Liberal MP Tim Whetstone made a request for “the total amount of Australian steel and Australian concrete used in State Government infrastructure projects in 2010-11 … [to] 2015-16” under Freedom of Information laws in April this year.
But an accredited freedom-of-information officer has responded that “there was no reporting requirement for country of origin or amounts of steel or concrete in the contracts”, and that the Department of Planning, Transport and Infrastructure (DPTI) does not hold any documents within the scope of Whetstone’s application.
The freedom-of-information officer also said the department had no documents regarding “the total amount of Australian steel and Australian concrete used in the South Road Superway project”.
DPTI told InDaily in February that: “The majority of the steel (tonnage) used in the South Road Superway project was sourced from OneSteel (now Arrium)”.
“Eighty per cent of the reinforcement steel used to construct the pile caps, piers and segments was procured from OneSteel,” a spokesperson for the department said at the time.
DPTI is standing by its February statements.
A department spokesperson told InDaily: “As stated in the letter to Mr Whetstone, the Department does not hold any documents within the scope of his Freedom of Information application.
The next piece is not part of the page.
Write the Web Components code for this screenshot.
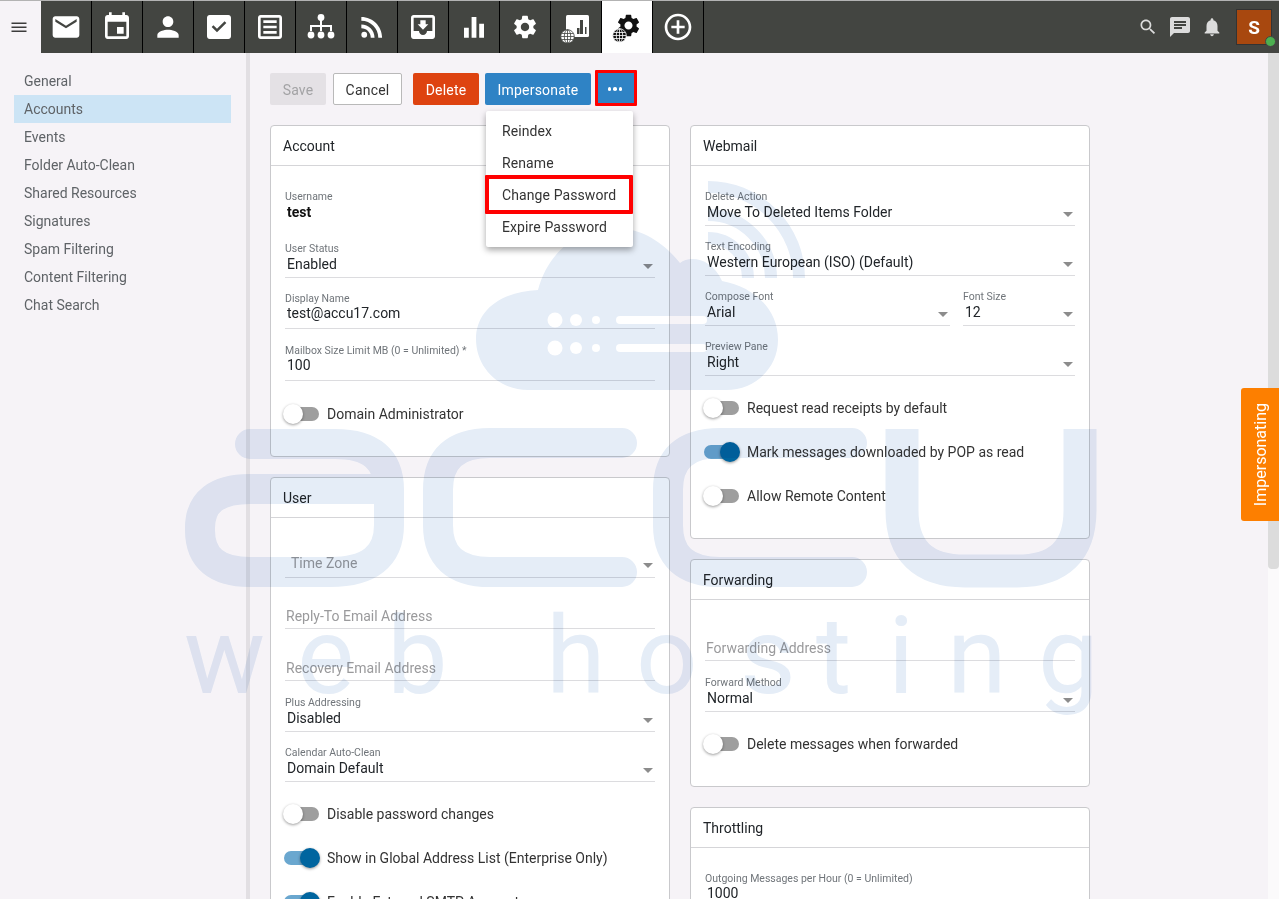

At that time there was no requirement for Urban Superway to report to DPTI specific details regarding quantities of steel and concrete procured.
“However, Urban Superway engaged with OneSteel to explore options for supplying the materials locally and every effort was made to support local industry.
“The response provided [to InDaily] on 19 February 2016 still stands.”
Whetstone said it was “not good enough for the Government to continually bandy around figures about the amount of Australian steel used in these infrastructure projects but not provide any evidence”.
“I call on the Weatherill Labor Government to immediately provide substantial evidence that shows the total amount of Australian steel and concrete used in the South Road Superway project.”
Whetstone is on the Public Works Committee, which is currently re-examining the Superway project after an InDaily investigation revealed allegations of questionable construction practices on the project.
He suggested it was “disingenuous for the State Government to continually claim there was as much Australian steel used as possible in our major infrastructure projects when the Department for Transport and Infrastructure stated there was never any requirement to report where steel came from”.
“The Weatherill Government must conduct an audit of steel used in all major federal, state and local government infrastructure projects in the past decade to identify opportunities for increasing the use of Australian steel in South Australia.”
Treasurer Tom Koutsantonis pledged in late 2015 to mandate the use of Australian standard steel in all future infrastructure projects.
Last week the Greens introduced legislation into State Parliament that would enforce a requirement for around 90 per cent local steel procurement in future projects.
Koutsantonis said it was “a wonderful compliment from Mr Parnell [SA Greens leader Mark Parnell] and the Greens that they seek to put Labor’s steel procurement policy into legislation”.
Asked for the Liberal Party’s policy on local procurement of steel, Whetstone said he was working on that with the party’s Mineral Resources spokesperson Dan van Holst Pellekaan.
However he said local steel procurement was “about supporting local jobs”.
Infrastructure Minister Stephen Mullighan told The Advertiser in April that it was impossible to say how much of the steel used in the New Royal Adelaide Hospital build came from struggling Whyalla steelmaker Arrium.
InDaily has contacted DPTI for further comment.